A "manifestly unsafe voyage" means that the vessel has been deemed an unacceptable risk to her crew or others, and the Coast Guard has the legal authority to order everyone off. Commander Brudnicki gets on the radio with District One and requests a manifestly unsafe designation for the Satori, and at 12:47 it is granted. The Tamaroa is just a couple of miles away now, within VHF range of the Satori, and Brudnicki raises Leonard on the radio and tells him he has no choice in the matter. Everyone is leaving the boat. At 12:57 in the afternoon, thirteen hours after weighing anchor, the Tamaroa plunges into view.
There's a lot of hardware circling the Satori. There's the Falcon, the H-3, the Tamaroa, and the freighter Gold Bond Conveyor, which has been cutting circles around the Satori since the first mayday call. Hardware is not the problem, though; it's time. Dark is only three hours away, and the departing H-3 pilot doesn't think the Satori will survive another night. She'll run out of fuel, start getting knocked down, and eventually break apart. The crew will be cast into the sea, and the helicopter pilot will refuse to drop his rescue swimmer because he can't be sure of getting him back. It would be up to the Tamaroa to maneuver alongside the swimmers and pull them on board, and in these seas it would be almost impossible. It's now or never.
The only way to take them off, Brudnicki decides, is to shuttle them back to the Tamaroa in one of the little Avons. The Avons are twenty-one-foot inflatable rafts with rigid hulls and outboard engines; one of them could make a run to the Satori, drop off survival suits, and then come back again to pick up the three crew. If anyone wound up in the water, at least they'd be insulated and afloat. It's not a particularly complicated maneuver, but no one has done it in conditions like this before. No one has even seen conditions like this before. At 1:23 PM the Tamaroa crew gathers at the port davits, three men climb aboard the Avon, and they lower away.
It goes badly from the start. What passes for a lull between waves is in fact a crest-to-trough change of thirty or forty feet. Chief bosun Thomas Amidon lowers the Avon halfway down, gets lifted up by the next wave, can't keep up with the trough and freefalls to the bottom of the cable. The lifting eye gets ripped out of its mount and Amidon almost pitches overboard. He struggles back into position, finishes lowering the boat, and makes way from the Tamaroa.
The seas are twice the size of the Avon raft. With excruciating slowness it fights its way to the Satori, comes up bow-to-stern, and a crew member flings the three survival suits on deck. Stimpson grabs them and hands them out, but Amidon doesn't back out in time. The sailboat rides up a sea, comes down on the Avon, and punctures one of her air bladders. Things start to happen very fast now: the Avon's bow collapses, a wave swamps her to the gunwales, the engine dies, and she falls away astern. Amidon tries desperately to get the engine going again and finally manages to, but they're up to their waists in water and the raft is crippled. There's no way they can even get themselves back onto the Tamaroa, much less save the crew of the Satori. Six people, not just three, now need to be rescued.

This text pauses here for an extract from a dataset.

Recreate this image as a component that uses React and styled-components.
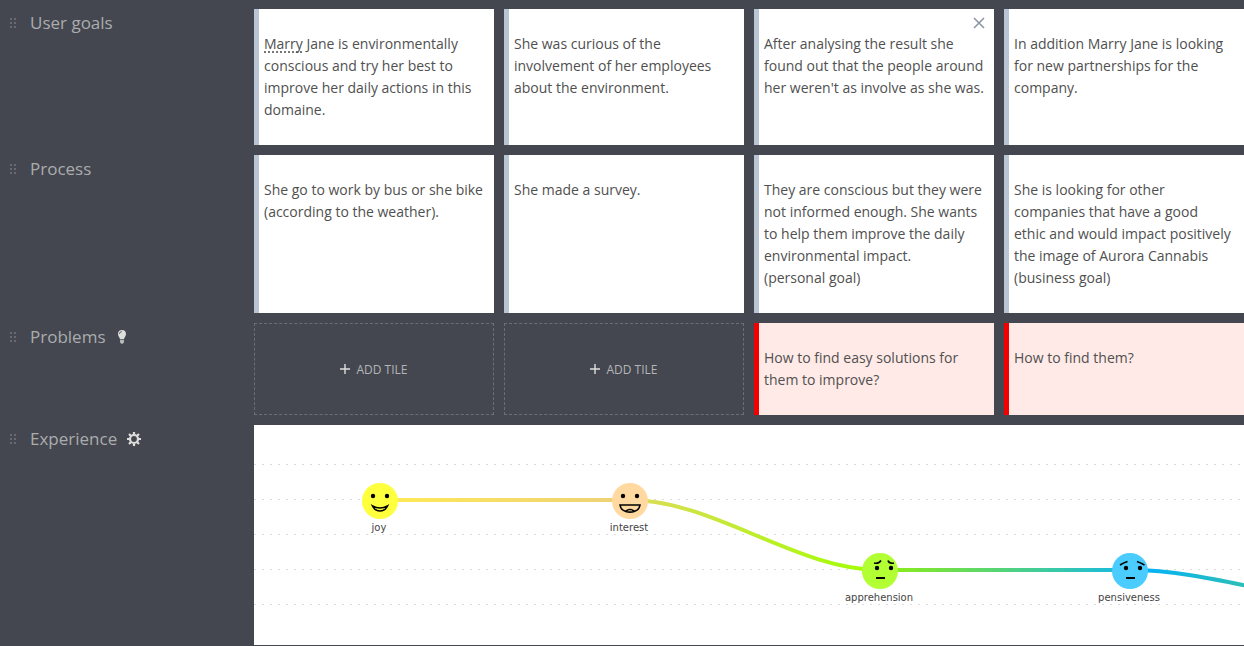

The H-3 crew watches all this incredulously. They're in a two o'clock hover with their jump door open, just over the tops of the waves. They can see the raft dragging heavily through the seas, and the Tamaroa heaving through ninety-degree rolls. Pilot Claude Hessel finally gets on the radio and tells Brudnicki and Amidon that he may have another way of doing this. He can't hoist the Satori crew directly off their deck, he says, because the mast is flailing too wildly and might entangle the hoist. That would drag the H-3 right down on top of the boat. But he could drop his rescue swimmer, who could take the people off the boat one at a time and bring them up on the hoist. It's the best chance they've got, and Brudnicki knows it. He consults with District One and then gives the okay.